Film – An Autumn Afternoon
Nov 22 at 7:00 PM - 9:00 PM
$1635mm Presentation. Evocative of a seasonal tide—its Japanese title meaning “the taste of sanma,” a type of mackerel eaten in autumn—Ozu’s final picture concentrates on a widower’s reluctance to let go of his only daughter, now of age to marry. Approaching his twilight years, quiet salaryman Hirayama (Chishu Ryu) lives comfortably with daughter Michiko (Shima Iwashita), but a number of occurrences leads him to contemplate whether he may be in the way of Michiko’s happiness.
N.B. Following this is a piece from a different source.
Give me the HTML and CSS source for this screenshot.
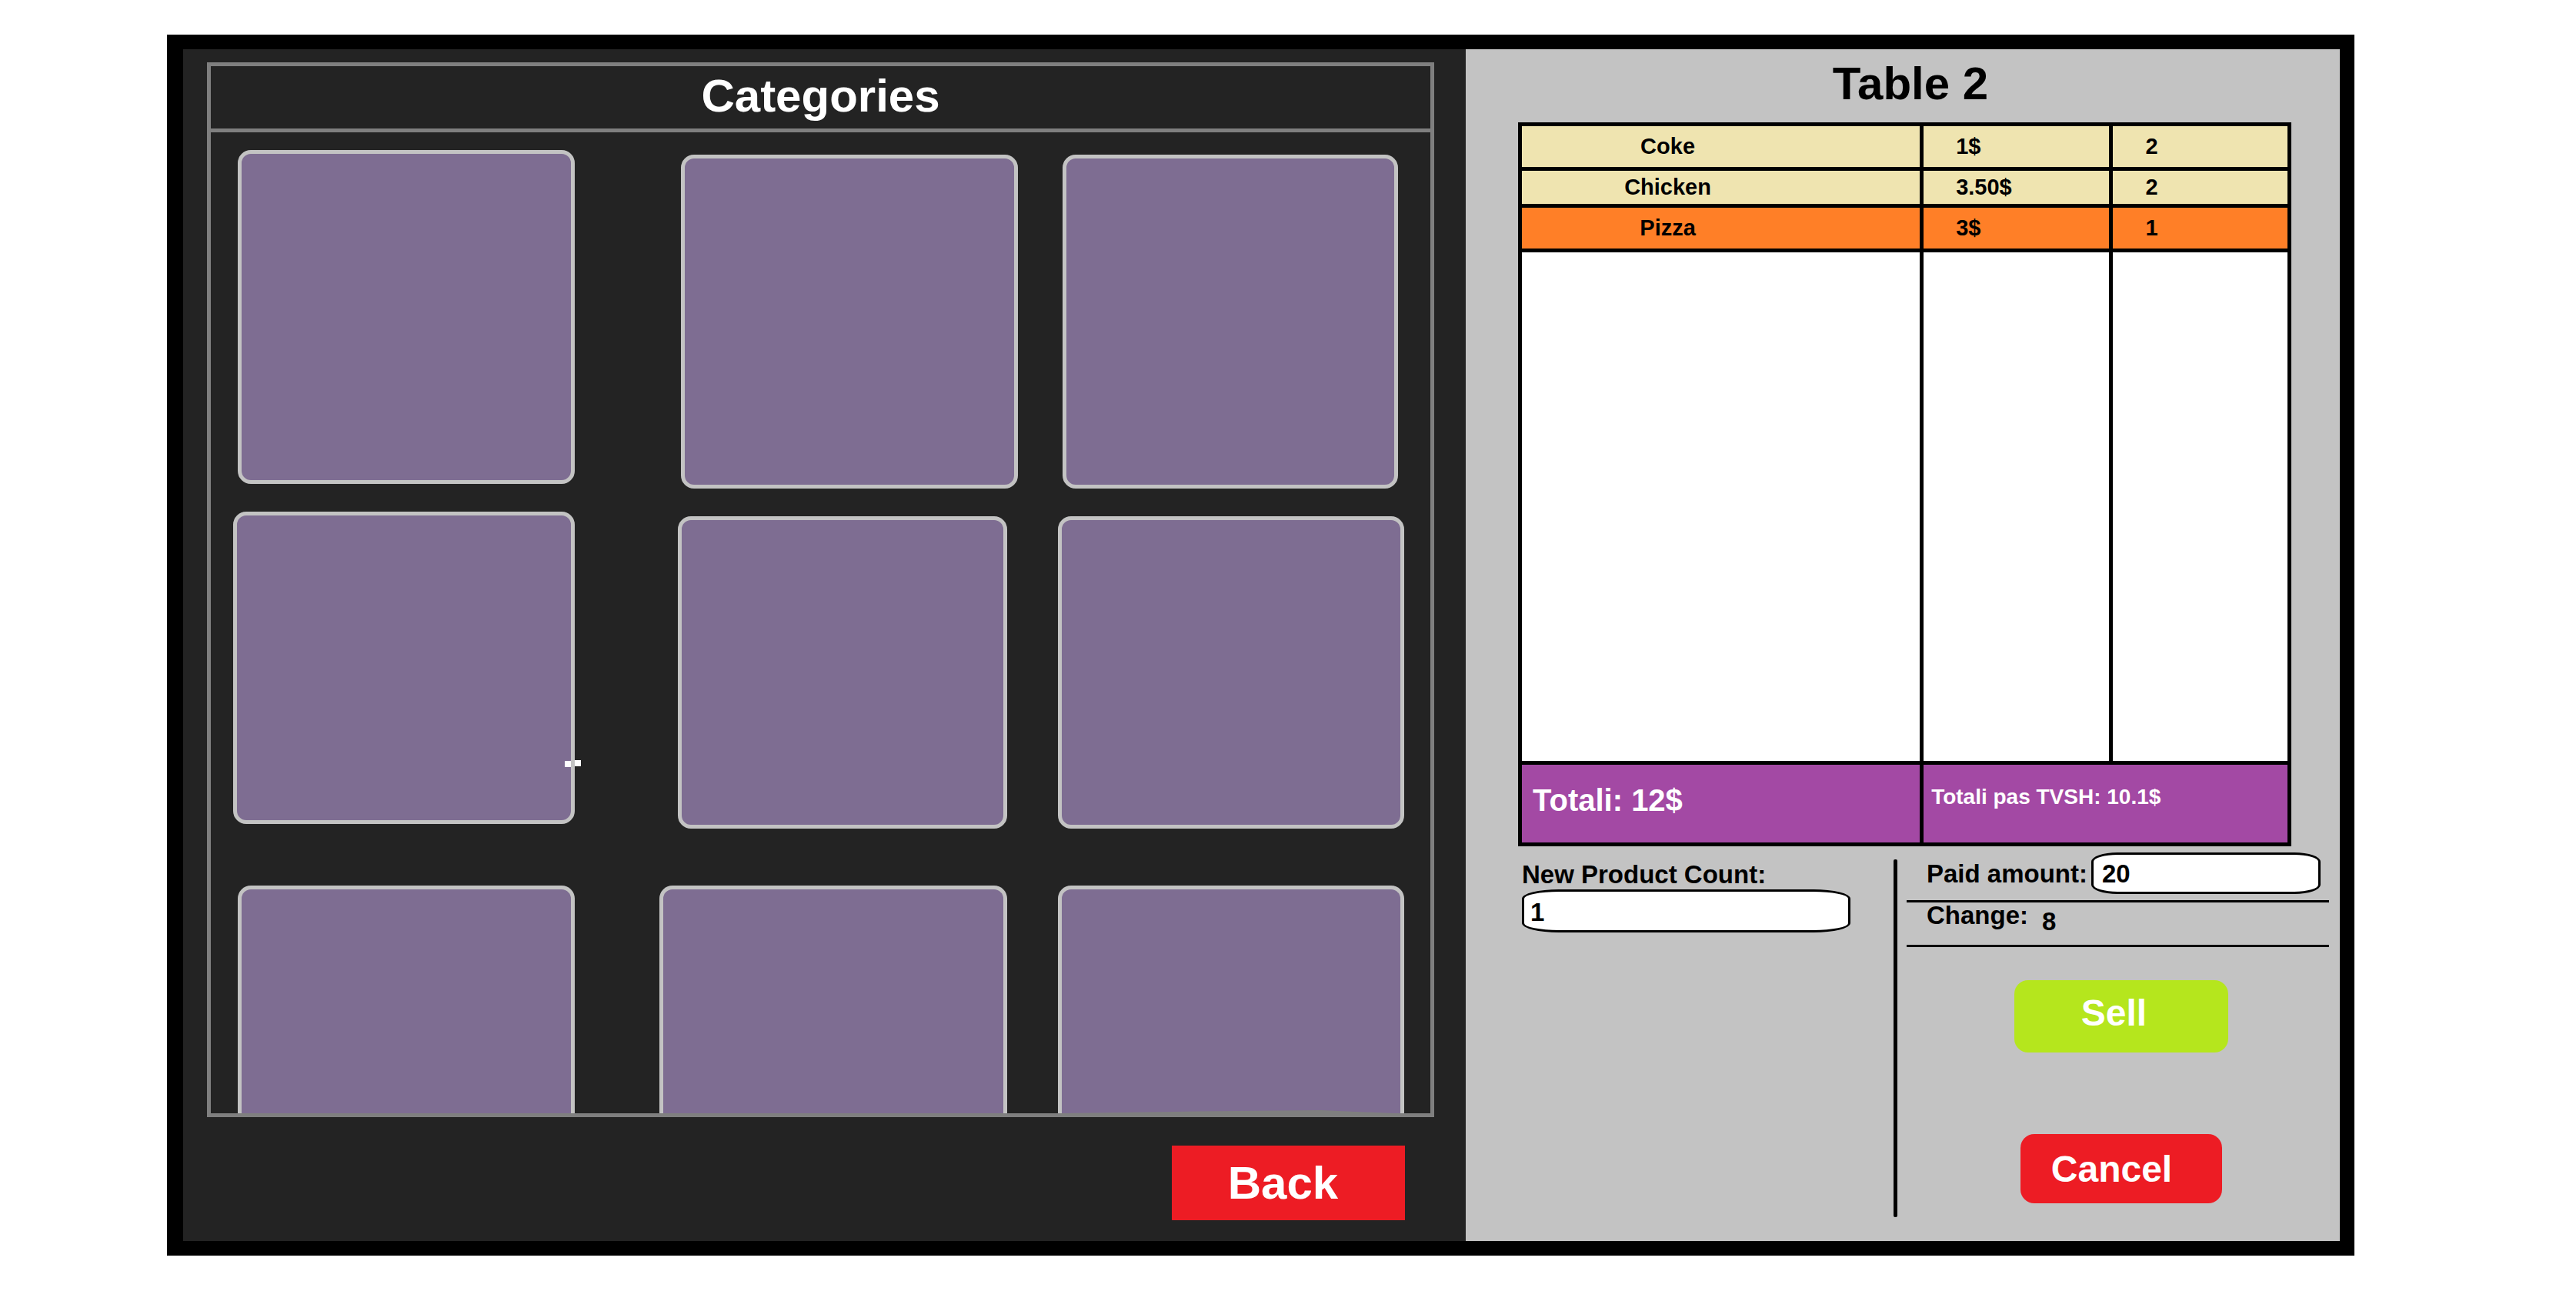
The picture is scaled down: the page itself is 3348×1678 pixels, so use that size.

Conveying Ozu’s reflections on modernity and tradition through several outlets—as is the case with a set of circulating golf clubs (much to the discontentment of Mariko Okada’s fussy Akiko)—An Autumn Afternoon progresses in due course, revealing the natural ebb and flow of things, and the inevitable loneliness of it all. A bittersweet farewell, both to a master and to such formative stages in life, Ozu’s last film aligns with his deepest preoccupations—a meditation, like all of his great works, on the human condition.
Dir. Yasujiro Ozu, 1962, 113 min., 35mm, color, in Japanese with English subtitles. With Chishu Ryu, Shima Iwashita, Keiji Sada, Mariko Okada.